In class, Calacanis advises the entrepreneurs, often lacing his insights with expletives and exclamations. He decries Silicon Valley “tourists” who just want to get rich quick with “apps no one wants!” And he says there used to be too much money in startups, “now there’s no money!” But he tells his students they’re hard workers with skills and a real product, and he says what venture capitalists need to hear is simple: Who are your customers, how much money do they give you, and what’s your profit margin? Grinning broadly, he says it takes less than 30 seconds to make that kind of pitch, “and it’s everything investors want! Anything else is window dressing!”

A few days later, at his Launch offices in the Tenderloin district, Calacanis says there’s a good reason why he seems to be having the time of his life in his class: He is.

“When you’re doing something you love that you’re really good at, it is an immense joy,” he says. “It’s very easy to be the public market speculator buying and selling stock in Apple, looking at a 30-year history of earnings reports. Everything exists, so you have lot of data to go on.” Calacanis uses that information to evaluate companies, but he also relies on more unorthodox reasoning. “The data I have to go on is looking in people’s eyes and saying, ‘Does this person really want to win? Does this person execute at a high level?’ It’s kind of Jedi stuff.”

Calacanis has been in the tech world a long time. He started the Silicon Alley Reporter back in the mid-1990s and built it from a 16-page newsletter to a glossy magazine of a few hundred pages, becoming a key player in the internet industry as it was taking off in New York City. He not only published and edited the magazine, he delivered it as well, pulling a luggage cart around Manhattan. On the masthead, he listed himself as “Publisher, Editor, and Delivery Boy.”

The New Yorker called him “the kid who hooked up New York’s wired world,” and Charlie Rose, 60 Minutes, and other old-media giants sought the insights of the upstart publisher from Bay Ridge, Brooklyn, with a bartender father and a mom who worked as a nurse. He says it was a heady time. “All of a sudden you get to pick who’s on the cover of the magazine in the hottest technology sector in the history of mankind. There’s billions of dollars at stake, and you have 75 people working for you at the age of 27. For a kid with no power from Brooklyn who had to hop the turnstile, it’s pretty awesome.”

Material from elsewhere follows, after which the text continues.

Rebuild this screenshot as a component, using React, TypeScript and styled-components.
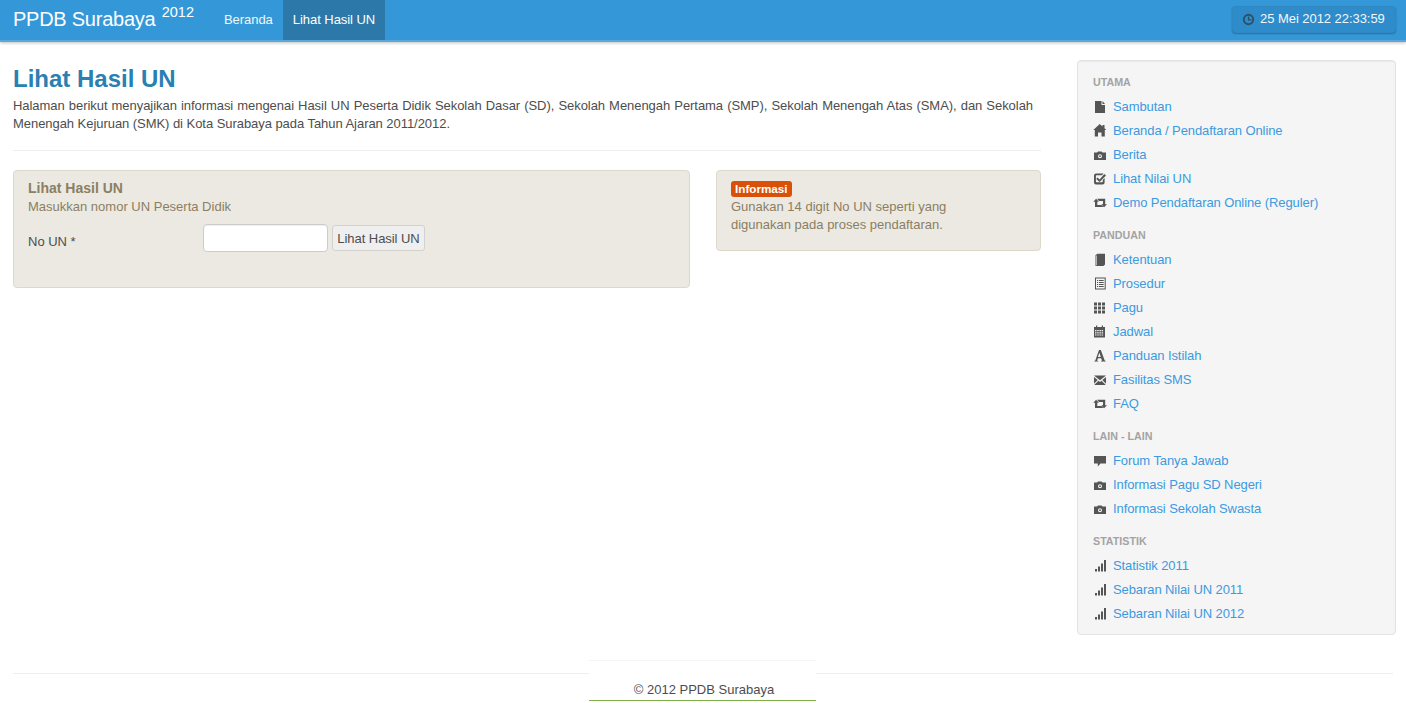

He displayed that kind of hustle getting into Fordham, a story he recounts fondly. With less-than-stellar grades, he knew Fordham was a long shot. But he was determined to go, so he listened to his taekwondo teacher, a Fordham alumnus, who told him to be persistent. Calacanis stayed in touch with an admission officer, bringing him reference letters from teachers and bosses, and showing him his senior year grades, which had risen significantly. Finally, Calacanis says, the admission officer told him he was leaving Fordham, and his last act at the University would be to grant admission to the most promising nontraditional student. When Calacanis told his father, his dad responded by saying that he’d just lost his bar for nonpayment of taxes. Good luck paying for school, he told his son.

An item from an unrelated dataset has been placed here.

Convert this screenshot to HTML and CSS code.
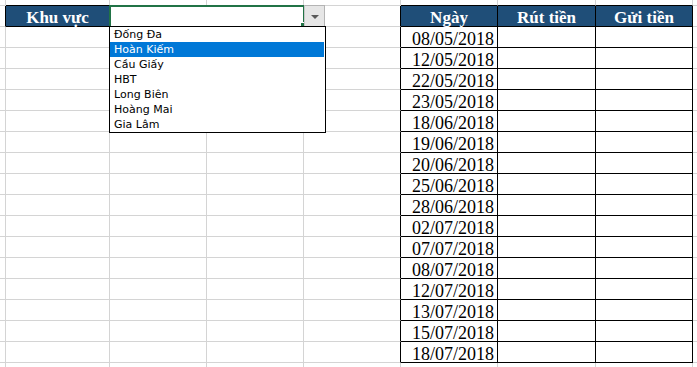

After all that work to get in, Calacanis wasn’t going to let not having the tuition stop him. He went to Fordham full time at night and worked multiple jobs—as a barback, a waiter, and a tech in the University’s computer labs. He says he brought that work ethic to his founding of Silicon Alley Reporter. After it folded in the dotcom crash, he co-founded and built Weblogs Inc., a network of blogs supported by advertising. A few years later, in 2005, he sold it to AOL for more than $25 million.

Calacanis has called his investing success “dumb luck.” But as an early investor in Uber, Thumbtack, and other billion- and multimillion-dollar companies, he doesn’t actually believe that. “I say it as a joke to see if people are paying attention,” he says. “When I tell people I got lucky seven times, I’m trying to make a point to them, whether they get it or not, that I’m not lucky, I’m hardworking.”

Back at his Launch offices, Calacanis is summoned to get made up for his podcast. He continues talking as he walks upstairs. Now that he’s in his 40s, and he’s made his money and has a family, he says he’s outgrown his immature impulses to prove that his successes were more than just luck. And he wants to share his advice with a broader audience. Most reality shows are silly, he says, but if done well, they can teach people something about fashion, say, or cooking. He wants to do that for entrepreneurship—and not just for the ratings but for a fame that’s more lasting.

“I don’t need to be a celebrity or get any more press,” he says. “It all goes back to the grand plan to be the best angel investor of all time.”